Promessa de "governo feminista"

Quando assumiu o poder, Gabriel Boric anunciou que seu governo seria "feminista". Começou uma equipe formada, majoritariamente, por mulheres — 14 ministras e 10 ministros —, um feito inédito no Chile. Na última reforma, a composição do gabinete ficou paritária. Ao longo do primeiro, reconhecem especialistas, a abordagem de gênero conseguiu pautar o discurso público, mas ainda há progressos a serem alcançados.

"Estamos falando de séculos. Certamente, é necessário cobrar e buscar resultados, ter um olhar crítico e reflexivo, mas, em um ano, poder pontuar mudanças simbólicas e no diálogo é o máximo que podemos pedir e, depois, seguir em frente com as estratégias mais concretas", analisa Mariana Gaba, diretora do Departamento de Gênero da Universidade Diego Portales.

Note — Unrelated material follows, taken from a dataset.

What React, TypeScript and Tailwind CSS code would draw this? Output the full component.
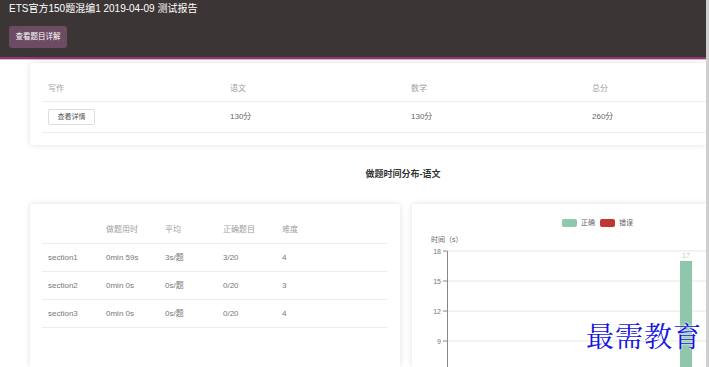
import React from "react";

const Card = ({ className = "", children }: { className?: string; children?: React.ReactNode }) => (
  <div className={"bg-white rounded-[3px] shadow-[0_0_6px_rgba(0,0,0,0.12)] " + className}>{children}</div>
);

export default function App() {
  const rows = [
    ["section1", "0min 59s", "3s/题", "3/20", "4"],
    ["section2", "0min 0s", "0s/题", "0/20", "3"],
    ["section3", "0min 0s", "0s/题", "0/20", "4"],
  ];
  const ticks = [18, 15, 12, 9];
  return (
    <div className="relative w-[709px] h-[367px] overflow-hidden bg-white flex font-['Liberation_Sans','Noto_Sans_CJK_SC',sans-serif]">
      <div className="flex-1 min-w-0 flex flex-col">
        <div className="h-[57px] bg-[#3b3635] px-[9px] pt-[2px] shrink-0">
          <div className="text-[10px] leading-[14px] text-white">ETS官方150题混编1 2019-04-09 测试报告</div>
          <div className="mt-[10px] w-[58px] h-[22px] rounded-[3px] bg-[#6d4b63] text-white text-[7.5px] flex items-center justify-center">
            查看题目详解
          </div>
        </div>
        <div className="h-[2px] bg-[#8c3a70] shrink-0" />
        <div className="h-[1px] bg-[#e7b3d0] shrink-0" />

        <div className="pl-[30px] pt-[3px]">
          <Card className="rounded-r-none pt-[13px] pb-[12px] pl-[12px]">
            <div className="grid grid-cols-[181px_181px_181px_1fr] h-[26px] items-center border-b border-[#eeeeee] text-[8px] text-[#a0a0a0]">
              <div className="pl-[6px]">写作</div>
              <div className="pl-[7px]">语文</div>
              <div className="pl-[7px]">数学</div>
              <div className="pl-[7px]">总分</div>
            </div>
            <div className="grid grid-cols-[181px_181px_181px_1fr] h-[31px] items-center border-b border-[#eeeeee] text-[8px] text-[#666]">
              <div className="pl-[6px]">
                <div className="w-[47px] h-[16px] border border-[#dddddd] rounded-[2px] flex items-center justify-center text-[7px] text-[#555]">
                  查看详情
                </div>
              </div>
              <div className="pl-[7px]">130分</div>
              <div className="pl-[7px]">130分</div>
              <div className="pl-[7px]">260分</div>
            </div>
          </Card>
        </div>

        <div className="h-[59px] flex items-center justify-center pl-[100px] text-[9px] font-bold text-[#333]">
          做题时间分布-语文
        </div>

        <div className="flex gap-[12px] pl-[30px] flex-1">
          <Card className="w-[370px] shrink-0 pt-[12px] px-[12px] rounded-b-none">
            <div className="grid grid-cols-[58px_59px_58px_59px_1fr] h-[28px] items-center border-b border-[#eeeeee] text-[8px] text-[#a0a0a0]">
              <div />
              <div className="pl-[6px]">做题用时</div>
              <div className="pl-[6px]">平均</div>
              <div className="pl-[6px]">正确题目</div>
              <div className="pl-[6px]">难度</div>
            </div>
            {rows.map((r) => (
              <div key={r[0]} className="grid grid-cols-[58px_59px_58px_59px_1fr] h-[28px] items-center border-b border-[#eeeeee] text-[8px] text-[#777]">
                {r.map((c, i) => (
                  <div key={i} className="pl-[6px]">{c}</div>
                ))}
              </div>
            ))}
          </Card>
          <Card className="flex-1 rounded-r-none rounded-b-none pt-[14px] flex flex-col">
            <div className="h-[10px] flex items-center gap-[4px] pl-[150px] text-[7px] text-[#666]">
              <div className="w-[15px] h-[8px] rounded-[2px] bg-[#90c8ad]" />
              <span>正确</span>
              <div className="ml-[1px] w-[15px] h-[8px] rounded-[2px] bg-[#c23531]" />
              <span>错误</span>
            </div>
            <div className="mt-[6px] h-[12px] pl-[19px] flex items-center text-[7px] text-[#666]">时间（s）</div>
            <svg width="297" height="121" className="block">
              {ticks.map((t, i) => (
                <g key={t}>
                  <line x1="35" x2="297" y1={5 + i * 30} y2={5 + i * 30} stroke="#e6e6e6" strokeWidth="1" />
                  <line x1="31" x2="35" y1={5 + i * 30} y2={5 + i * 30} stroke="#888" strokeWidth="1" />
                  <text x="29" y={5 + i * 30 + 2.5} textAnchor="end" fontSize="7" fill="#777" fontFamily="Liberation Sans, sans-serif">
                    {t}
                  </text>
                </g>
              ))}
              <line x1="35.5" x2="35.5" y1="5" y2="121" stroke="#888" strokeWidth="1" />
              <rect x="268" y="15" width="12" height="110" fill="#8fc7ac" />
              <text x="274" y="12" textAnchor="middle" fontSize="7" fill="#a8d3bd" fontFamily="Liberation Sans, sans-serif">
                17
              </text>
            </svg>
          </Card>
        </div>
      </div>
      <div className="w-[3px] bg-[#cfcfcf] shrink-0" />

      <div className="absolute left-[586px] top-[318px] text-[28px] leading-[34px] tracking-[1px] text-[#1414e0] font-['Noto_Serif_CJK_SC','AR_PL_UKai_CN','Noto_Sans_CJK_SC',serif] [text-shadow:0_0_2px_#fff,0_0_2px_#fff]">
        最需教育
      </div>
    </div>
  );
}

Entre os avanços, o governo esquerdista lançou a lei de Responsabilidade Parental e Pagamento Efetivo das Dívidas de Pensão Alimentícia, medida amplamente esperada pelas mulheres, ao passo em que apenas 16% dos homens processados por elas estão em dia com a pensão alimentícia de seus filhos.

Durante a comemoração do primeiro Dia Internacional da Mulher, uma das medidas anunciadas foi a criação de uma lei universal de cuidados infantis — a legislação atual só obriga empresas com 19 ou mais mulheres a oferecer esse tipo de benefício. "Queremos um Chile que inclua as mulheres na hora de formular leis, elaborar políticas ou executar projetos que as afetem porque não há democracia possível se mais da metade da população não puder participar dela", afirmou Boric, em ato no Palácio de La Moneda.

Na avaliação da ex-ministra da Mulher Mónica Zalaquett, porém, as expectativas não foram atendidas. "Sinto que não se traduziu em mudanças substanciais", criticou ela, que fez parte do segundo mandato do direitista Sebastián Piñera (2018-2022). No Chile, a participação eleitoral feminina superou os 50% nas últimas eleições, mas a diferença de renda aumentou para 21,7% em 2021, em comparação a 20,4% no ano anterior. O Congresso ainda é formado por uma ampla maioria de homens: 12 mulheres no Senado, de um total de 50 cadeiras, e 55 mulheres parlamentares na Câmara dos Deputados, totalizando 155 parlamentares.